### Data Augmention

+ 데이터 증강 기법
+ 데이터 양을 늘리기 위해서 원본 이미지에 각종 변화를 적용해서 데이터 수를 늘리는 기법
+ albumentations

In [41]:
# pip install albumentations --user

import albumentations as A

In [42]:
import os
import math 
import random


import cv2
import tensorflow as tf



from tensorflow import keras
from tensorflow.keras import layers
from tensorflow.keras import activations


import numpy as np
import pandas as pd
import matplotlib.pyplot as plt
import seaborn as sns

import warnings
warnings.filterwarnings(action="ignore")

import matplotlib.font_manager as fm
font_name = fm.FontProperties(fname="C:/Windows/Fonts/malgun.ttf").get_name()
plt.rc("font", family=font_name)

import matplotlib as mpl
mpl.rcParams["axes.unicode_minus"] = False

In [43]:
class Augmentation:
    def __init__(self, size, mode="train"):
        if mode == "train":
            self.transform = A.Compose([
                    A.HorizontalFlip(p=0.5),
                    A.ShiftScaleRotate(p=0.5, shift_limit=0.05, scale_limit=0.5, rotate_limit=15),
                    A.CoarseDropout(p=0.5, max_holes=8, 
                                    max_width=int(0.1 * size), max_height=int(0.1*size)),
                    A.RandomBrightnessContrast(p=0.2)
                ])
    
    def __call__(self, **kwargs):
        if self.transform:
            augmented = self.transform(**kwargs)
            img = augmented["image"]
            return img
    
# * list 
# ** dict

In [44]:
class DataGenerator(keras.utils.Sequence):
    def __init__(self, batch_size, csv_path, image_size, fold, mode, shuffle=True):
        self.batch_size = batch_size
        self.image_size = image_size
        self.fold = fold
        self.mode = mode
        self.shuffle = shuffle
        
        self.df = pd.read_csv(csv_path)
        
        if self.mode == "train":
            self.df = self.df[self.df["fold"] != self.fold]
        elif self.mode == "val":
            self.df = self.df[self.df["fold"] == self.fold]
        
        #### Remove invalid files
        #### https://github.com/tensorflow/models/issues/3134
        invalid_filenames = [
            'Egyptian_Mau_14',
            'Egyptian_Mau_139',
            'Egyptian_Mau_145',
            'Egyptian_Mau_156',
            'Egyptian_Mau_167',
            'Egyptian_Mau_177',
            'Egyptian_Mau_186',
            'Egyptian_Mau_191',
            'Abyssinian_5',
            'Abyssinian_34',
            'chihuahua_121',
            'beagle_116'
        ]
        self.df = self.df[~self.df['file_name'].isin(invalid_filenames)]
        
        self.transform = Augmentation(image_size, mode)
        
        self.on_epoch_end()

    def __len__(self):
        return math.ceil(len(self.df) / self.batch_size)
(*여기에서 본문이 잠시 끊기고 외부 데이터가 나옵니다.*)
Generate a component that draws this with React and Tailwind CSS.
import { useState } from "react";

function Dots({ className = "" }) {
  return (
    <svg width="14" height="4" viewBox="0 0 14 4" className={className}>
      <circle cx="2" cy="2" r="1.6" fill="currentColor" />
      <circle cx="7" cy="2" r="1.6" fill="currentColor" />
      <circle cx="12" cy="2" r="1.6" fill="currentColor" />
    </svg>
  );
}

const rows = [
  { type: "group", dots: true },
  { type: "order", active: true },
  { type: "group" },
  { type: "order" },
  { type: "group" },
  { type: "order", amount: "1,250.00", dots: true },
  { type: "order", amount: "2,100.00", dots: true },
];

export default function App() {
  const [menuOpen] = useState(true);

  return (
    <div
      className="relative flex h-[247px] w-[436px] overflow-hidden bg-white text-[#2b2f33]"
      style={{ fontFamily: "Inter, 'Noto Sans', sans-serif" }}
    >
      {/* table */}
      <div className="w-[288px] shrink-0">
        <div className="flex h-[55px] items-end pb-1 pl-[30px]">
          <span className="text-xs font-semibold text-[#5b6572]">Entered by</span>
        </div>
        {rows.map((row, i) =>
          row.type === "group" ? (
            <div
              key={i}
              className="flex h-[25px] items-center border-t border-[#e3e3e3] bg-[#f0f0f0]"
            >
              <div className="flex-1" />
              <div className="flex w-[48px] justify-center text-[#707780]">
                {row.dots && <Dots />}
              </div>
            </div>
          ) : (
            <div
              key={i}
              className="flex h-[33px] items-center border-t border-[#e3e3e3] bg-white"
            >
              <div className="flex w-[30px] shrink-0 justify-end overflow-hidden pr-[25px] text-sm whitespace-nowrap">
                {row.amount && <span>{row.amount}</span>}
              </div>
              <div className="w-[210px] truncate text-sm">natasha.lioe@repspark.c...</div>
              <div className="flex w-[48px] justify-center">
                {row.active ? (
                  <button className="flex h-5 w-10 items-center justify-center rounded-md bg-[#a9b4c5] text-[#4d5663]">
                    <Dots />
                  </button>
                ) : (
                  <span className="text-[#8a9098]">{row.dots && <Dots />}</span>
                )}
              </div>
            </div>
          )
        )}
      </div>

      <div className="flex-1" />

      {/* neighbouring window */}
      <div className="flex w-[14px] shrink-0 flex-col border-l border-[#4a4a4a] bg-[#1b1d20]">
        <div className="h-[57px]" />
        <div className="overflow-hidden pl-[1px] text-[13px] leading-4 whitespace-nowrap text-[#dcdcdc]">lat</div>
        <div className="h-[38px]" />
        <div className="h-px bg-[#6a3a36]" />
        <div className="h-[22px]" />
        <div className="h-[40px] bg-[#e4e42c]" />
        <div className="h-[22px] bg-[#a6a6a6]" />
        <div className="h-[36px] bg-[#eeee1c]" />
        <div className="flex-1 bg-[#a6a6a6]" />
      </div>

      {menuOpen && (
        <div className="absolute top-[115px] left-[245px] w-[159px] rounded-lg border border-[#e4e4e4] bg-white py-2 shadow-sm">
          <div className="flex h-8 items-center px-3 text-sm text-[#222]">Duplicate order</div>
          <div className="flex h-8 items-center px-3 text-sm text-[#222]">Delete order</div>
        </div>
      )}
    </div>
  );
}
    def __getitem__(self, idx):
        start = idx * self.batch_size
        fin = (idx+1) * self.batch_size
        data = self.df.iloc[start : fin]
        
        batch_x, batch_y = self.get_data(data)
        
        return np.array(batch_x), np.array(batch_y)
    
    def get_data(self, data):
        batch_x = []
        batch_y = []
        
        for _, j in data.iterrows():
            file_name = j["file_name"]
            
            image = cv2.imread(f"../data/images/{file_name}.jpg")
            image = cv2.cvtColor(image, cv2.COLOR_BGR2RGB)                 
            image = cv2.resize(image, (self.image_size, self.image_size))
            
            if self.mode == "train":
                image = image.astype("uint8")
                image = self.transform(image=image)
            
            image = image.astype("float32")
            image = image / 255.
            
            
            label = int(j["species"]) - 1
            
            batch_x.append(image)
            batch_y.append(label)
        
        return batch_x, batch_y
    
    def on_epoch_end(self):
        if self.shuffle:
            self.df = self.df.sample(frac=1).reset_index(drop=True)

In [45]:
csv_path = "../data/kfolds.csv"

train_generator = DataGenerator(
    batch_size=128, 
    csv_path = csv_path, 
    image_size=256, 
    fold=1, 
    mode="train", 
    shuffle=True
)

valid_generator = DataGenerator(
    batch_size=128, 
    csv_path = csv_path, 
    image_size=256, 
    fold=1, 
    mode="val", 
    shuffle=True
)

In [52]:
class_name = ["Cat", "Dog"]

for batch in train_generator:
    X, y = batch
    plt.figure(figsize=(15, 15))
    
    for i in range(9):
        ax = plt.subplot(3, 3, i+1)
        plt.imshow(X[i])
        plt.title(class_name[y[i]])
        plt.axis("off")
    
    break

## 구멍뚫리게 나옴

error: OpenCV(4.5.5) D:\a\opencv-python\opencv-python\opencv\modules\imgproc\src\color.cpp:182: error: (-215:Assertion failed) !_src.empty() in function 'cv::cvtColor'


In [49]:
early_stopping = tf.keras.callbacks.EarlyStopping(
    monitor="val_loss", patience=3, verbose=1, mode="min", restore_best_weights=False
)

reduce_on_plateau = tf.keras.callbacks.ReduceLROnPlateau(
    monitor="val_loss", factor=0.1, patience=10, verbose=1, mode="min", min_lr=0.001
)

filepath = "{epoch:02d}-{val_loss:.2f}.hdf5"
model_checkpoint = tf.keras.callbacks.ModelCheckpoint(
    filepath, monitor="val_loss", verbose=1, save_best_only=True, save_weights_only=False,
    mode="min"
)

In [50]:
history = model.fit(
                train_generator,
                validation_data = valid_generator,
                epochs=10,
                callbacks = [
                    early_stopping,
                    reduce_on_plateau,
                    model_checkpoint
                ],
                verbose=1
            )

NameError: name 'model' is not defined

In [51]:
import matplotlib.pyplot as plt
history = history.history

plt.figure(figsize=(15, 5))
plt.subplot(1, 2, 1)
plt.plot(history['loss'], label='train')
plt.plot(history['val_loss'], label='val')
plt.legend()
plt.xlabel('epoch')
plt.ylabel('loss')
plt.title("Loss")

plt.subplot(1, 2, 2)
plt.plot(history['accuracy'], label='train')
plt.plot(history['val_accuracy'], label='val')
plt.legend()
plt.xlabel('epoch')
plt.ylabel('accuracy')
plt.title("Accuracy")
plt.show()


NameError: name 'history' is not defined